For instance, we can smoothen our predictions of our previous model by increasing the number of minimum samples required in a leaf node. Keeping everything else the same, the predictions from the new model look like this.

num_round = 10
param_reg = {'max_depth':8, 
             'base_score':0., 
             'eta':0.2, 
             'objective':'reg:squarederror',
             'min_child_weight':100}

bst =  xgb.train(param_reg, 
            dtrain_noise, 
            num_boost_round= num_round, 
            evals=[(dtrain, 'train')],
            verbose_eval=40, 
            early_stopping_rounds=5, )

[0]	train-rmse:0.64824
Will train until train-rmse hasn't improved in 5 rounds.
[9]	train-rmse:0.21758

png

which is a much better representation of the relationship between \(z\) and \(x,y\), even though the training loss is a bit higher than the previous model. To get a better understanding of the parameters, I recommend reading the documentation and this note. Also, there are a number of blog posts about fine-tuning hyperparameters in XGBoost which you might find helpful.

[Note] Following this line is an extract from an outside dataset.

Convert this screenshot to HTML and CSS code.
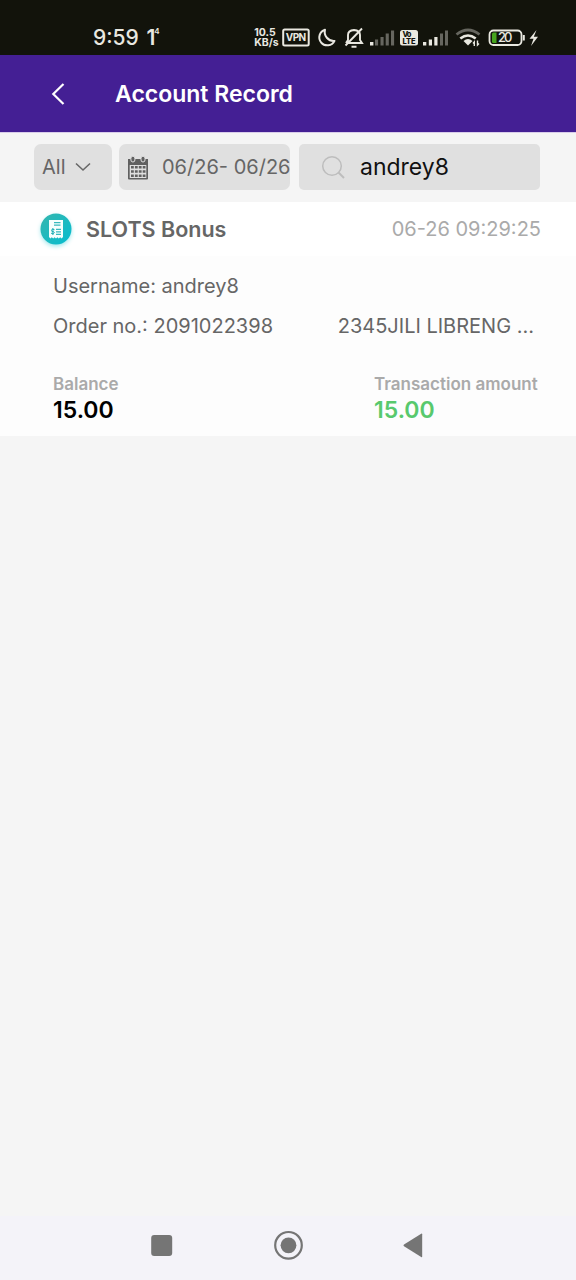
FILE: index.html
```html
<!DOCTYPE html>
<html lang="en">
<head>
<meta charset="utf-8">
<title>Account Record</title>
<link rel="stylesheet" href="styles.css">
</head>
<body>
<div class="screen">
  <div class="status">
    <span class="clock">9:59</span>
    <span class="notice">1<sup>4</sup></span>
    <div class="rate"><span>10.5</span><span>KB/s</span></div>
    <svg class="status-icons" width="296" height="30" viewBox="0 0 296 30" fill="none" stroke="#e9e8e0" stroke-width="2">
      <rect x="3.2" y="6.5" width="25.5" height="16" rx="1.5"/>
      <text class="vpn" x="5.7" y="18.3" textLength="20.5">VPN</text>
      <path d="M45 6.7a8 8 0 1 0 9.5 11.2A9 9 0 0 1 45 6.7Z" stroke-linejoin="round"/>
      <path d="M67.500 20h14.500l-2-3v-5q0-4.500-6-5q-6 .5-6 5v5l-2 3M82 5.500 65.500 22.500M71.500 23.700h5" stroke-width="1.900"/>
      <g stroke="none" fill="#66665f">
        <rect x="95" y="16.500" width="3.100" height="6"/><rect x="100.500" y="14" width="3.100" height="8.500"/><rect x="105.700" y="10.500" width="3.100" height="12"/><rect x="111" y="7.500" width="3.100" height="15"/>
        <rect x="160" y="10.500" width="3" height="12"/><rect x="165" y="7.500" width="3" height="15"/>
      </g>
      <g stroke="none" fill="#e9e8e0">
        <rect x="90" y="19" width="3.400" height="3.500"/>
        <rect x="120" y="7" width="18" height="15.500" rx="2.500"/>
        <rect x="143" y="19" width="3.300" height="3.500"/><rect x="148.800" y="16.500" width="3.200" height="6"/><rect x="154.300" y="14" width="3.200" height="8.500"/>
        <path d="M188 22.500l-4.500-4.500q4.500-4 9 0Z"/>
      </g>
      <text class="lte" x="122.500" y="14.300" textLength="9">Vo</text><text class="lte" x="122.500" y="21.300" textLength="13">LTE</text>
      <path d="M176.500 11.500q11.500-9 23 0" stroke="#66665f" stroke-width="2.800"/>
      <path d="M180.300 15.600q7.700-6.200 15.400 0" stroke-width="2.600"/>
      <path d="M194.300 23v-4l-1.300 1.500M197.500 17.500v4.500l1.500-1.500" stroke-width="1.400"/>
      <rect x="209.500" y="7.500" width="32" height="14.500" rx="4" stroke-width="1.800"/>
      <path d="M243.800 12v5.500" stroke-width="2"/>
      <path d="M216.500 9.500v10.500h-3q-1.500 0-1.500-1.500v-7.500q0-1.500 1.500-1.500Z" fill="#46a41e" stroke="none"/>
      <text class="battery" x="218" y="19.300" textLength="14.500">20</text>
      <path d="M256.500 7l-7 8.800h4l-2.500 7.200 7-9.200h-4.200Z" fill="#e9e8e0" stroke="none"/>
    </svg>
  </div>
  <header class="header">
    <svg class="back" width="16" height="24" viewBox="0 0 16 24" fill="none" stroke="#fff" stroke-width="2.200"><path d="M13.500 2 3.300 12l10.200 10"/></svg>
    <h1>Account Record</h1>
  </header>
  <div class="filters">
    <div class="field type"><span class="type-text">All</span>
      <svg width="16" height="10" viewBox="0 0 16 10" fill="none" stroke="#686868" stroke-width="1.600"><path d="M1 1.500 8 8l7-6.500"/></svg>
    </div>
    <div class="field dates">
      <svg width="22" height="25" viewBox="0 0 22 25">
        <path d="M1 4h20v19.500q0 1-1 1H2q-1 0-1-1Z" fill="#606060"/>
        <rect x="3.900" y="1.200" width="4" height="5.800" rx="2" fill="#606060" stroke="#e0e0e0"/><rect x="14" y="1.200" width="4" height="5.800" rx="2" fill="#606060" stroke="#e0e0e0"/>
        <path d="M2.700 10h16.600v13H2.700Z" fill="#e0e0e0"/>
        <path d="M4 12.300h14.500M4 16.500h14.500M4 20.700h14.500" stroke="#606060" stroke-width="2.600" stroke-dasharray="2.800 1.100"/>
      </svg>
      <span class="date-text">06/26- 06/26</span>
    </div>
    <div class="field search">
      <svg width="24" height="24" viewBox="0 0 24 24" fill="none" stroke="#bdbdbd" stroke-width="1.500"><circle cx="11" cy="11" r="9.300"/><path d="m17.500 17.500 5.500 5.500" stroke-width="2"/></svg>
      <span class="search-text">andrey8</span>
    </div>
  </div>
  <section class="record">
    <div class="record-head">
      <svg class="badge" width="44" height="44" viewBox="0 0 44 44">
        <defs><linearGradient id="teal" x1="0" y1="0" x2="1" y2="1"><stop stop-color="#36b6ae"/><stop offset="1" stop-color="#05bdd0"/></linearGradient></defs>
        <circle class="badge-circle" cx="22" cy="20" r="15.500" fill="url(#teal)"/>
        <path d="M15 11h14v17l-1.400 1.500-1.400-1.200-1.400 1.200-1.400-1.200-1.400 1.200-1.400-1.200-1.400 1.200-1.400-1.200-1.400 1.200L15 28Z" fill="#f7fffd"/>
        <path d="M20 13.700h6.500M20 16.200h6.500M22 20.300h5M22 22.800h5M22 25.300h5" stroke="#39b9bd" stroke-width="1.300"/>
        <path d="M20.500 20.700q-3-1.400-3 .6t2 1.300q1.800 1.400-.2 2.100-1.500.2-2.300-.7M18.900 19v7" fill="none" stroke="#20aeb4" stroke-width="1"/>
      </svg>
      <span class="record-title">SLOTS Bonus</span>
      <span class="time">06-26 09:29:25</span>
    </div>
    <div class="details">
      <div class="line"><span class="user">Username: andrey8</span></div>
      <div class="line"><span class="order">Order no.: 2091022398</span><span class="game">2345JILI LIBRENG …</span></div>
      <div class="amounts">
        <div class="amount"><span class="label balance">Balance</span><span class="value">15.00</span></div>
        <div class="amount transaction"><span class="label">Transaction amount</span><span class="value positive">15.00</span></div>
      </div>
    </div>
  </section>
  <nav class="nav">
    <svg width="30" height="32" viewBox="0 0 30 32"><rect x="4.200" y="6" width="21" height="21" rx="3" fill="#757575"/></svg>
    <svg width="30" height="32" viewBox="0 0 30 32"><circle cx="15.500" cy="16.300" r="13.300" fill="none" stroke="#757575" stroke-width="2.200"/><circle cx="15.500" cy="16.300" r="7.900" fill="#757575"/></svg>
    <svg width="30" height="32" viewBox="0 0 30 32"><path d="M23.200 5.200v22.400q0 1-1 .5L5 17.200q-1.200-.8 0-1.600L22.200 4.700q1-.5 1 .5Z" fill="#757575"/></svg>
  </nav>
</div>
</body>
</html>
```
FILE: styles.css
```css
* { box-sizing: border-box; }
body { margin: 0; font-family: Inter, "Noto Sans", sans-serif; }
svg { display: block; flex: none; }
.screen { width: 576px; height: 1280px; display: flex; flex-direction: column; background: #f5f5f5; white-space: nowrap; }
.status { height: 55px; background: #12130b; color: #e9e8e0; display: flex; padding-top: 23px; padding-left: 93px; }
.clock { width: 56px; font-size: 21px; line-height: 29px; font-weight: 500; }
.notice { width: 113px; font-size: 21px; line-height: 29px; font-weight: 600; display: flex; }
.notice sup { font-size: 8px; line-height: 17px; margin-left: -1px; }
.rate { width: 27px; padding-top: 5px; font-size: 10.500px; line-height: 10px; font-weight: 700; display: flex; flex-direction: column; }
.status-icons { margin-top: 0; }
.status-icons text { stroke: none; fill: #e9e8e0; font-weight: 700; }
.vpn { font-size: 10px; }
.status-icons .lte { font-size: 7.500px; fill: #12130b; font-weight: 800; }
.status-icons .battery { font-size: 13px; font-weight: 500; }
.header { height: 78px; background: #441f94; border-bottom: 1px solid #d9cdea; color: #fff; display: flex; align-items: center; padding-left: 50px; }
.back { margin-right: 49px; }
h1 { margin: 0; font-size: 23px; line-height: 30px; font-weight: 600; letter-spacing: 0; }
.filters { height: 69px; padding: 11px 36px 0 34px; display: flex; }
.field { height: 46px; border-radius: 7px; background: #e0e0e0; color: #666; display: flex; align-items: center; font-size: 20px; }
.type { width: 78px; padding-left: 8px; margin-right: 7px; }
.type-text { width: 33px; }
.dates { width: 171px; padding-left: 8px; margin-right: 9px; }
.dates svg { margin-right: 13px; }
.search { width: 241px; padding-left: 22px; border-radius: 5px; }
.search svg { margin-right: 15px; }
.search-text { font-size: 23px; color: #111; }
.record { height: 234px; background: #fdfdfd; color: #666; }
.record-head { height: 54px; background: #fff; display: flex; align-items: center; padding: 0 35px 0 34px; }
.badge { margin-top: 4px; margin-right: 8px; }
.badge-circle { filter: drop-shadow(0 2px 2px #a5e9ed); }
.record-title { font-size: 21.500px; font-weight: 600; flex: 1; }
.time { font-size: 20px; color: #aaa; }
.details { padding: 10px 42px 0 53px; }
.line { height: 40px; display: flex; justify-content: space-between; align-items: center; font-size: 20px; }
.amounts { display: flex; justify-content: space-between; padding-top: 27px; }
.amount { display: flex; flex-direction: column; }
.label { font-size: 17px; line-height: 22px; font-weight: 600; color: #aaa; }
.value { font-size: 23px; line-height: 30px; font-weight: 600; color: #000; }
.transaction { width: 160px; }
.positive { color: #58c96d; }
.nav { height: 64px; margin-top: auto; background: #f4f3f9; display: flex; justify-content: center; align-items: center; gap: 96px; padding-bottom: 6px; }
```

Hope this post helps you get started with boosting, gradient boosting in particular. Please note that this is by no means an exhaustive tutorial on either gradient boosting or XGBoost. Instead, treat it as a primer to dig deep into the math if you are intersted in the theoretical aspect of gradient boosting or a primer to dig deep into the features of the XGBoost library if you are more on the applied side. Please let me know if you have any suggestions or corrections for this post.